22. However, regarding the validity of net profit rate on estimated basis, it appears that in the instant case, the Assessing Officer has made the

additions on the estimate basis and the Commissioner of income tax (Appeals) has reduced the same on estimate basis and the Tribunal has further

reduced on estimate basis.

23. Needless to mention that the estimate is question of fact as per the ratio laid down in the cases of Commissioner of Customs (Import) Vs.

Stoneman Marble Industries and Others, ; Vijay Kumar Talwar Vs. Commissioner of Income Tax, Delhi, ; New Plaza Restaurant Vs. Income Tax

Officer, and Sanjay Oilcake Industries Vs. Commissioner of Income Tax, .

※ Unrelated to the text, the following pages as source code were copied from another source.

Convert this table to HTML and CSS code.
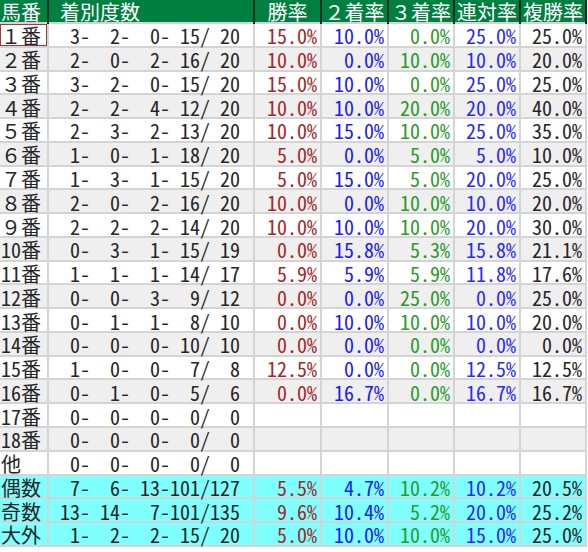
FILE: index.html
```html
<!DOCTYPE html>
<html lang="ja">
<head>
<meta charset="utf-8">
<title>馬番別成績</title>
<link rel="stylesheet" href="styles.css">
</head>
<body>
<table class="grid">
  <colgroup>
    <col class="c-no"><col class="c-rec"><col class="c-p"><col class="c-p"><col class="c-p2"><col class="c-p2"><col class="c-p2">
  </colgroup>
  <thead>
    <tr class="head">
      <th class="h-left">馬番</th><th class="h-left"> 着別度数</th><th>勝率</th><th>２着率</th><th>３着率</th><th>連対率</th><th>複勝率</th>
    </tr>
  </thead>
  <tbody>
    <tr class="odd"><td class="no sel">１番</td><td class="rec">  3-  2-  0- 15/ 20</td><td class="win">15.0%</td><td class="p2">10.0%</td><td class="p3">0.0%</td><td class="ren">25.0%</td><td class="fuku">25.0%</td></tr>
    <tr class="even"><td class="no">２番</td><td class="rec">  2-  0-  2- 16/ 20</td><td class="win">10.0%</td><td class="p2">0.0%</td><td class="p3">10.0%</td><td class="ren">10.0%</td><td class="fuku">20.0%</td></tr>
    <tr class="odd"><td class="no">３番</td><td class="rec">  3-  2-  0- 15/ 20</td><td class="win">15.0%</td><td class="p2">10.0%</td><td class="p3">0.0%</td><td class="ren">25.0%</td><td class="fuku">25.0%</td></tr>
    <tr class="even"><td class="no">４番</td><td class="rec">  2-  2-  4- 12/ 20</td><td class="win">10.0%</td><td class="p2">10.0%</td><td class="p3">20.0%</td><td class="ren">20.0%</td><td class="fuku">40.0%</td></tr>
    <tr class="odd"><td class="no">５番</td><td class="rec">  2-  3-  2- 13/ 20</td><td class="win">10.0%</td><td class="p2">15.0%</td><td class="p3">10.0%</td><td class="ren">25.0%</td><td class="fuku">35.0%</td></tr>
    <tr class="even"><td class="no">６番</td><td class="rec">  1-  0-  1- 18/ 20</td><td class="win">5.0%</td><td class="p2">0.0%</td><td class="p3">5.0%</td><td class="ren">5.0%</td><td class="fuku">10.0%</td></tr>
    <tr class="odd"><td class="no">７番</td><td class="rec">  1-  3-  1- 15/ 20</td><td class="win">5.0%</td><td class="p2">15.0%</td><td class="p3">5.0%</td><td class="ren">20.0%</td><td class="fuku">25.0%</td></tr>
    <tr class="even"><td class="no">８番</td><td class="rec">  2-  0-  2- 16/ 20</td><td class="win">10.0%</td><td class="p2">0.0%</td><td class="p3">10.0%</td><td class="ren">10.0%</td><td class="fuku">20.0%</td></tr>
    <tr class="odd"><td class="no">９番</td><td class="rec">  2-  2-  2- 14/ 20</td><td class="win">10.0%</td><td class="p2">10.0%</td><td class="p3">10.0%</td><td class="ren">20.0%</td><td class="fuku">30.0%</td></tr>
    <tr class="even"><td class="no">10番</td><td class="rec">  0-  3-  1- 15/ 19</td><td class="win">0.0%</td><td class="p2">15.8%</td><td class="p3">5.3%</td><td class="ren">15.8%</td><td class="fuku">21.1%</td></tr>
    <tr class="odd"><td class="no">11番</td><td class="rec">  1-  1-  1- 14/ 17</td><td class="win">5.9%</td><td class="p2">5.9%</td><td class="p3">5.9%</td><td class="ren">11.8%</td><td class="fuku">17.6%</td></tr>
    <tr class="even"><td class="no">12番</td><td class="rec">  0-  0-  3-  9/ 12</td><td class="win">0.0%</td><td class="p2">0.0%</td><td class="p3">25.0%</td><td class="ren">0.0%</td><td class="fuku">25.0%</td></tr>
    <tr class="odd"><td class="no">13番</td><td class="rec">  0-  1-  1-  8/ 10</td><td class="win">0.0%</td><td class="p2">10.0%</td><td class="p3">10.0%</td><td class="ren">10.0%</td><td class="fuku">20.0%</td></tr>
    <tr class="even"><td class="no">14番</td><td class="rec">  0-  0-  0- 10/ 10</td><td class="win">0.0%</td><td class="p2">0.0%</td><td class="p3">0.0%</td><td class="ren">0.0%</td><td class="fuku">0.0%</td></tr>
    <tr class="odd"><td class="no">15番</td><td class="rec">  1-  0-  0-  7/  8</td><td class="win">12.5%</td><td class="p2">0.0%</td><td class="p3">0.0%</td><td class="ren">12.5%</td><td class="fuku">12.5%</td></tr>
    <tr class="even"><td class="no">16番</td><td class="rec">  0-  1-  0-  5/  6</td><td class="win">0.0%</td><td class="p2">16.7%</td><td class="p3">0.0%</td><td class="ren">16.7%</td><td class="fuku">16.7%</td></tr>
    <tr class="odd"><td class="no">17番</td><td class="rec">  0-  0-  0-  0/  0</td><td></td><td></td><td></td><td></td><td></td></tr>
    <tr class="even"><td class="no">18番</td><td class="rec">  0-  0-  0-  0/  0</td><td></td><td></td><td></td><td></td><td></td></tr>
    <tr class="odd"><td class="no">他</td><td class="rec">  0-  0-  0-  0/  0</td><td></td><td></td><td></td><td></td><td></td></tr>
    <tr class="sum"><td class="no">偶数</td><td class="rec">  7-  6- 13-101/127</td><td class="win">5.5%</td><td class="p2">4.7%</td><td class="p3">10.2%</td><td class="ren">10.2%</td><td class="fuku">20.5%</td></tr>
    <tr class="sum"><td class="no">奇数</td><td class="rec"> 13- 14-  7-101/135</td><td class="win">9.6%</td><td class="p2">10.4%</td><td class="p3">5.2%</td><td class="ren">20.0%</td><td class="fuku">25.2%</td></tr>
    <tr class="sum"><td class="no">大外</td><td class="rec">  1-  2-  2- 15/ 20</td><td class="win">5.0%</td><td class="p2">10.0%</td><td class="p3">10.0%</td><td class="ren">15.0%</td><td class="fuku">25.0%</td></tr>
  </tbody>
</table>
</body>
</html>
```

FILE: styles.css
```css
html, body {
  margin: 0;
  padding: 0;
  background: #ffffff;
}

.grid {
  border-collapse: collapse;
  table-layout: fixed;
  width: 586px;
  font-family: "Noto Sans Mono CJK JP", "Noto Sans CJK JP", monospace;
  font-size: 20px;
  line-height: 18px;
  color: #262626;
}

.c-no { width: 48px; }
.c-rec { width: 206px; }
.c-p { width: 67px; }
.c-p2 { width: 66px; }

.head { height: 23px; }
.grid tbody tr { height: 23.77px; }

.head th {
  height: 0;
  background: #008040;
  color: #ffffff;
  font-weight: normal;
  text-align: center;
  padding: 2px 0 0 0;
  border: 2px solid #1c2e1c;
  border-top: 0;
  border-bottom: 1px solid #1c2e1c;
  white-space: pre;
  vertical-align: middle;
}
.head th:first-child { border-left: 0; }
.head .h-left { text-align: left; padding-left: 1px; }

td {
  height: 0;
  padding: 3px 3px 0 3px;
  border: 2px solid #d4d4d4;
  text-align: right;
  white-space: pre;
  vertical-align: middle;
}
td:first-child { border-left: 0; }

.odd td { background: #ffffff; }
.even td { background: #efefef; }
.sum td { background: #80ffff; }

td.no { text-align: left; padding-left: 1px; padding-right: 0; }
td.rec { text-align: left; padding-left: 1px; }

td.sel { box-shadow: inset 0 0 0 1px #a03a3a; }

.win { color: #a32828; }
.p2 { color: #1a1aff; }
.p3 { color: #2a9a2a; }
.ren { color: #2a2aff; }
.fuku { color: #262626; }
```
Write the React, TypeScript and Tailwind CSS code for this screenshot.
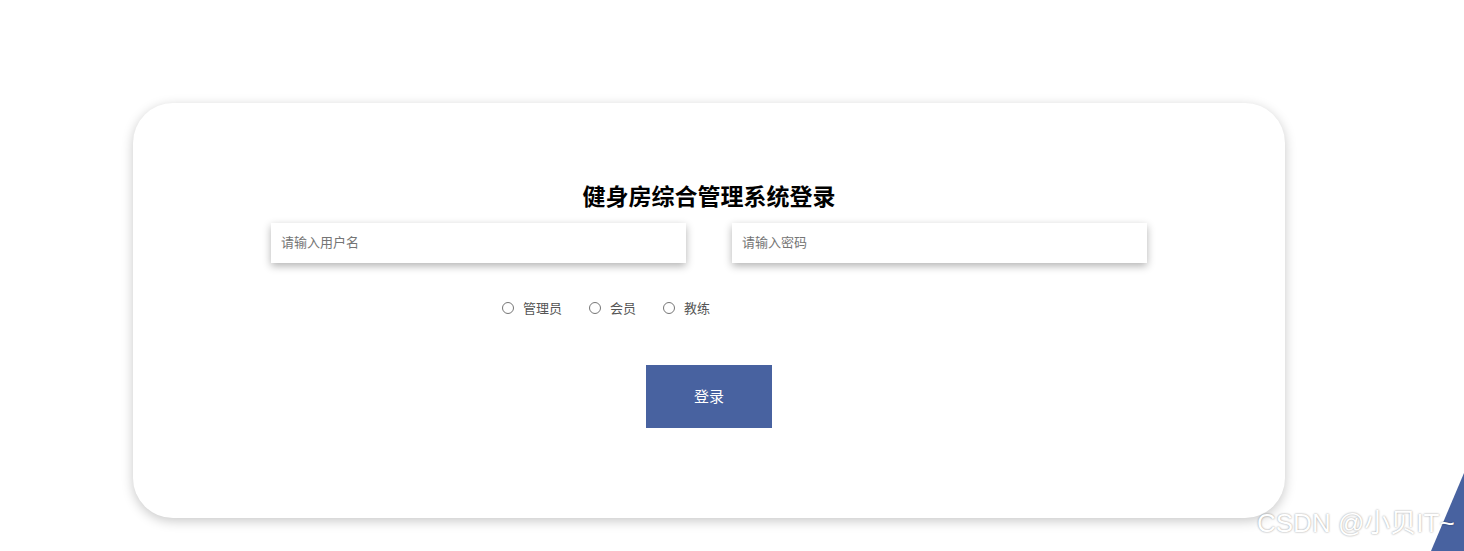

24. In the light of above discussion and by considering the facts and circumstances of the case, we uphold the net profit at 3.5 per cent estimated

by the Tribunal, being question of fact. But we direct the Assessing Officer that no separate deduction like depreciation will be allowed. Thus,

when the net profit is made on estimate basis after rejecting the books of account, then no deduction including depreciation is allowed.

25. In the instant cases, when the books of account were rejected, then the assessee is not entitled for the depreciation separately on the same set

of books of account which have no value after its rejection. Hence, we modify the impugned order passed by the Tribunal pertaining to the

addition and direct that the depreciation will not be allowed when the books of account were rejected and net profit rate was estimated.

26. When we uphold the estimation made by the Tribunal, then penalty orders, which are consequential to the quantum appeals, have become

meaningless. Therefore, the penalty orders are not sustainable. So, the Tribunal order in this regard is hereby upheld.

27. The answer to the substantial questions of law is partly in favour of the assessee as well as the Department. In the result, income tax Appeals

Nos. 94 of 2007, 130 of 2006, 93 of 2007, 107 of 2007, 108 of 2007 and 44 of 2009 are hereby dismissed and income tax Appeals Nos. 127

of 2007, 128 of 2007, 129 of 2007, 130 of 2007, 131 of 2007 and 135 of 2006 pertaining to quantum are hereby partly allowed.